**Data provided**
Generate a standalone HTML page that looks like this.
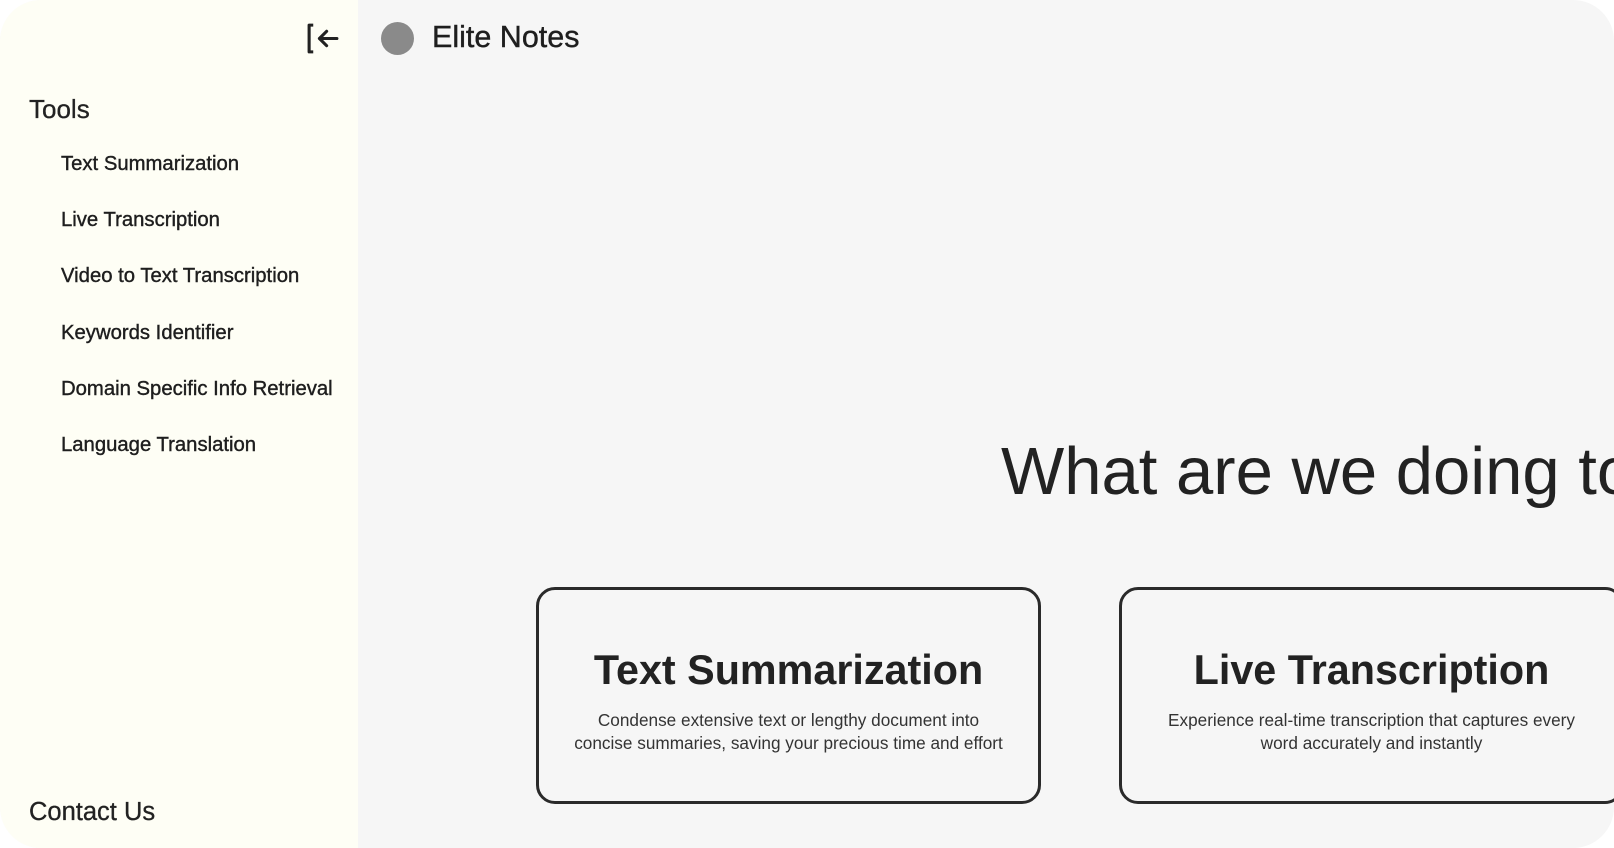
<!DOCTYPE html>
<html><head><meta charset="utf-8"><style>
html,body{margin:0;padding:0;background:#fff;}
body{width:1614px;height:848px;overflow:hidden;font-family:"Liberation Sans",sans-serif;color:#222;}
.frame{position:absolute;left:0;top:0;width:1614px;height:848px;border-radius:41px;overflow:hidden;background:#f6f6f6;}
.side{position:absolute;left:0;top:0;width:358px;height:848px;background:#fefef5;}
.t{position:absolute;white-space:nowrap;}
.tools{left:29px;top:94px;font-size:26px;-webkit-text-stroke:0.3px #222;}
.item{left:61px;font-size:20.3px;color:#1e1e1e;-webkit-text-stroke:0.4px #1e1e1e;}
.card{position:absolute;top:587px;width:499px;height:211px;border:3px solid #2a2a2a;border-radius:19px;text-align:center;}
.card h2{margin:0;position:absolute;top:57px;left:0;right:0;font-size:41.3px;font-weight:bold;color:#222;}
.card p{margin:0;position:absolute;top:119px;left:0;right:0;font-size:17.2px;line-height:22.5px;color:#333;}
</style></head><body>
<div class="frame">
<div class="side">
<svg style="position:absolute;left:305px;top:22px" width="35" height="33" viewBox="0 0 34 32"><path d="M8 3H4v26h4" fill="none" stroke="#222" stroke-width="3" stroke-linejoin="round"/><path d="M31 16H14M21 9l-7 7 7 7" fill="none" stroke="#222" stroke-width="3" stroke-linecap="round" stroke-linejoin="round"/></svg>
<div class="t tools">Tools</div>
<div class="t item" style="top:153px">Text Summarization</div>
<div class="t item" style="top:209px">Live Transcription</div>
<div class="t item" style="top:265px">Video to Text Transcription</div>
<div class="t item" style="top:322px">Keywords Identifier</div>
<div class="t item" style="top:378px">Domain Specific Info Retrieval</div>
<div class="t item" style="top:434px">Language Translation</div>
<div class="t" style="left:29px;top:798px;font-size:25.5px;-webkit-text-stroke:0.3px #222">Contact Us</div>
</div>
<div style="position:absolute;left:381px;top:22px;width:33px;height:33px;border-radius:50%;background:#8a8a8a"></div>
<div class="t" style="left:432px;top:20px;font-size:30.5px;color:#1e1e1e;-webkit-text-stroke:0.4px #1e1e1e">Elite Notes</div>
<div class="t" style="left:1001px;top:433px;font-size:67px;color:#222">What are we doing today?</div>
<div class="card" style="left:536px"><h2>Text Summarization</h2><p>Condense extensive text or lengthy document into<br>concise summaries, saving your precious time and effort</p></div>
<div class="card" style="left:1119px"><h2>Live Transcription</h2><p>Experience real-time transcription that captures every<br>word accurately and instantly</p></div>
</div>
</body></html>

**Your task**
Go through the listing above and write it out again exactly, dropping the pictures.

**Correct response**
Generate a standalone HTML page that looks like this.
<!DOCTYPE html>
<html><head><meta charset="utf-8"><style>
html,body{margin:0;padding:0;background:#fff;}
body{width:1614px;height:848px;overflow:hidden;font-family:"Liberation Sans",sans-serif;color:#222;}
.frame{position:absolute;left:0;top:0;width:1614px;height:848px;border-radius:41px;overflow:hidden;background:#f6f6f6;}
.side{position:absolute;left:0;top:0;width:358px;height:848px;background:#fefef5;}
.t{position:absolute;white-space:nowrap;}
.tools{left:29px;top:94px;font-size:26px;-webkit-text-stroke:0.3px #222;}
.item{left:61px;font-size:20.3px;color:#1e1e1e;-webkit-text-stroke:0.4px #1e1e1e;}
.card{position:absolute;top:587px;width:499px;height:211px;border:3px solid #2a2a2a;border-radius:19px;text-align:center;}
.card h2{margin:0;position:absolute;top:57px;left:0;right:0;font-size:41.3px;font-weight:bold;color:#222;}
.card p{margin:0;position:absolute;top:119px;left:0;right:0;font-size:17.2px;line-height:22.5px;color:#333;}
</style></head><body>
<div class="frame">
<div class="side">
<svg style="position:absolute;left:305px;top:22px" width="35" height="33" viewBox="0 0 34 32"><path d="M8 3H4v26h4" fill="none" stroke="#222" stroke-width="3" stroke-linejoin="round"/><path d="M31 16H14M21 9l-7 7 7 7" fill="none" stroke="#222" stroke-width="3" stroke-linecap="round" stroke-linejoin="round"/></svg>
<div class="t tools">Tools</div>
<div class="t item" style="top:153px">Text Summarization</div>
<div class="t item" style="top:209px">Live Transcription</div>
<div class="t item" style="top:265px">Video to Text Transcription</div>
<div class="t item" style="top:322px">Keywords Identifier</div>
<div class="t item" style="top:378px">Domain Specific Info Retrieval</div>
<div class="t item" style="top:434px">Language Translation</div>
<div class="t" style="left:29px;top:798px;font-size:25.5px;-webkit-text-stroke:0.3px #222">Contact Us</div>
</div>
<div style="position:absolute;left:381px;top:22px;width:33px;height:33px;border-radius:50%;background:#8a8a8a"></div>
<div class="t" style="left:432px;top:20px;font-size:30.5px;color:#1e1e1e;-webkit-text-stroke:0.4px #1e1e1e">Elite Notes</div>
<div class="t" style="left:1001px;top:433px;font-size:67px;color:#222">What are we doing today?</div>
<div class="card" style="left:536px"><h2>Text Summarization</h2><p>Condense extensive text or lengthy document into<br>concise summaries, saving your precious time and effort</p></div>
<div class="card" style="left:1119px"><h2>Live Transcription</h2><p>Experience real-time transcription that captures every<br>word accurately and instantly</p></div>
</div>
</body></html>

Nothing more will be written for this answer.